[Collected data entries]
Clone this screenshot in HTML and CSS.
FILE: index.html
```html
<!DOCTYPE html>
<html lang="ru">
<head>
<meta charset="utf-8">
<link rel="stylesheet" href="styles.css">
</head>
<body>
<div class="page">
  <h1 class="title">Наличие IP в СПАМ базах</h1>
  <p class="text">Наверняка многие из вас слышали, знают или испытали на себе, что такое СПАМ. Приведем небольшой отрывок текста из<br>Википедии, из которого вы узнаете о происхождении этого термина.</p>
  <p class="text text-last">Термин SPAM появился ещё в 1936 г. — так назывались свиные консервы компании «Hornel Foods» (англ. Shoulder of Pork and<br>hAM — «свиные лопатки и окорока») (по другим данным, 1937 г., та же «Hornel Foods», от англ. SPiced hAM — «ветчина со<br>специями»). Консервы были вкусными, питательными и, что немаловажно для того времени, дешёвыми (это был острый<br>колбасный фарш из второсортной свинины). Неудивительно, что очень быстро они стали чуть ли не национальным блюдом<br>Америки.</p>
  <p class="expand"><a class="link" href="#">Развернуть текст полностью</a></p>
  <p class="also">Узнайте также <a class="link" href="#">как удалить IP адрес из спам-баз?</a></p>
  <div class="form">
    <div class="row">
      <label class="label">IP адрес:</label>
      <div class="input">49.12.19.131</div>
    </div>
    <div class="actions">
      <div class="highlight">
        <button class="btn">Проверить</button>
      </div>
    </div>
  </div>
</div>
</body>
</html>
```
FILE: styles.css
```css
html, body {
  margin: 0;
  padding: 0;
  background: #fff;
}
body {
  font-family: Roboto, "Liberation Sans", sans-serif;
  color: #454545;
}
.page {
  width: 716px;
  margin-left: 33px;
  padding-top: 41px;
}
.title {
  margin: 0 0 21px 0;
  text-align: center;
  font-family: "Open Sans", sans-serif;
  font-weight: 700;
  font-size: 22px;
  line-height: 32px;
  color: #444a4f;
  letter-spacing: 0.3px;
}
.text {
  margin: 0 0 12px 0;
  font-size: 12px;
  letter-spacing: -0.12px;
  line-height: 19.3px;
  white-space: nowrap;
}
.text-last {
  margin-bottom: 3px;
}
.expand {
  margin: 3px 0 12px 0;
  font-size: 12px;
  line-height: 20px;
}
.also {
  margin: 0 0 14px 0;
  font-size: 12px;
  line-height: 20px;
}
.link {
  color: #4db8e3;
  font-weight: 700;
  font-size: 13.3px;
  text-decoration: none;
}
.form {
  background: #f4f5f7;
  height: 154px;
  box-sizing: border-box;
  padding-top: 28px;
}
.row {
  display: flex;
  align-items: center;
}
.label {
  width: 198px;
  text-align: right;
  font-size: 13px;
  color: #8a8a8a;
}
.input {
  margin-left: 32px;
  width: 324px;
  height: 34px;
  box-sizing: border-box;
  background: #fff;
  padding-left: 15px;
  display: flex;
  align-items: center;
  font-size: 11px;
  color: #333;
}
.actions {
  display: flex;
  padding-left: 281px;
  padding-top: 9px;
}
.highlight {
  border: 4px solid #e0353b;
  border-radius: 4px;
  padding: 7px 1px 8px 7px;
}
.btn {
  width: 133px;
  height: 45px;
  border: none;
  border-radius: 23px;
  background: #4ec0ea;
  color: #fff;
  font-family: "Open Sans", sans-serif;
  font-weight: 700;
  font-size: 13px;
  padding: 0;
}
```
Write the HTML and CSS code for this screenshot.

- Work to complete
Each record above should be output again exactly.

- Result below
Clone this screenshot in HTML and CSS.
FILE: index.html
```html
<!DOCTYPE html>
<html lang="ru">
<head>
<meta charset="utf-8">
<link rel="stylesheet" href="styles.css">
</head>
<body>
<div class="page">
  <h1 class="title">Наличие IP в СПАМ базах</h1>
  <p class="text">Наверняка многие из вас слышали, знают или испытали на себе, что такое СПАМ. Приведем небольшой отрывок текста из<br>Википедии, из которого вы узнаете о происхождении этого термина.</p>
  <p class="text text-last">Термин SPAM появился ещё в 1936 г. — так назывались свиные консервы компании «Hornel Foods» (англ. Shoulder of Pork and<br>hAM — «свиные лопатки и окорока») (по другим данным, 1937 г., та же «Hornel Foods», от англ. SPiced hAM — «ветчина со<br>специями»). Консервы были вкусными, питательными и, что немаловажно для того времени, дешёвыми (это был острый<br>колбасный фарш из второсортной свинины). Неудивительно, что очень быстро они стали чуть ли не национальным блюдом<br>Америки.</p>
  <p class="expand"><a class="link" href="#">Развернуть текст полностью</a></p>
  <p class="also">Узнайте также <a class="link" href="#">как удалить IP адрес из спам-баз?</a></p>
  <div class="form">
    <div class="row">
      <label class="label">IP адрес:</label>
      <div class="input">49.12.19.131</div>
    </div>
    <div class="actions">
      <div class="highlight">
        <button class="btn">Проверить</button>
      </div>
    </div>
  </div>
</div>
</body>
</html>
```
FILE: styles.css
```css
html, body {
  margin: 0;
  padding: 0;
  background: #fff;
}
body {
  font-family: Roboto, "Liberation Sans", sans-serif;
  color: #454545;
}
.page {
  width: 716px;
  margin-left: 33px;
  padding-top: 41px;
}
.title {
  margin: 0 0 21px 0;
  text-align: center;
  font-family: "Open Sans", sans-serif;
  font-weight: 700;
  font-size: 22px;
  line-height: 32px;
  color: #444a4f;
  letter-spacing: 0.3px;
}
.text {
  margin: 0 0 12px 0;
  font-size: 12px;
  letter-spacing: -0.12px;
  line-height: 19.3px;
  white-space: nowrap;
}
.text-last {
  margin-bottom: 3px;
}
.expand {
  margin: 3px 0 12px 0;
  font-size: 12px;
  line-height: 20px;
}
.also {
  margin: 0 0 14px 0;
  font-size: 12px;
  line-height: 20px;
}
.link {
  color: #4db8e3;
  font-weight: 700;
  font-size: 13.3px;
  text-decoration: none;
}
.form {
  background: #f4f5f7;
  height: 154px;
  box-sizing: border-box;
  padding-top: 28px;
}
.row {
  display: flex;
  align-items: center;
}
.label {
  width: 198px;
  text-align: right;
  font-size: 13px;
  color: #8a8a8a;
}
.input {
  margin-left: 32px;
  width: 324px;
  height: 34px;
  box-sizing: border-box;
  background: #fff;
  padding-left: 15px;
  display: flex;
  align-items: center;
  font-size: 11px;
  color: #333;
}
.actions {
  display: flex;
  padding-left: 281px;
  padding-top: 9px;
}
.highlight {
  border: 4px solid #e0353b;
  border-radius: 4px;
  padding: 7px 1px 8px 7px;
}
.btn {
  width: 133px;
  height: 45px;
  border: none;
  border-radius: 23px;
  background: #4ec0ea;
  color: #fff;
  font-family: "Open Sans", sans-serif;
  font-weight: 700;
  font-size: 13px;
  padding: 0;
}
```
Write the HTML and CSS code for this screenshot.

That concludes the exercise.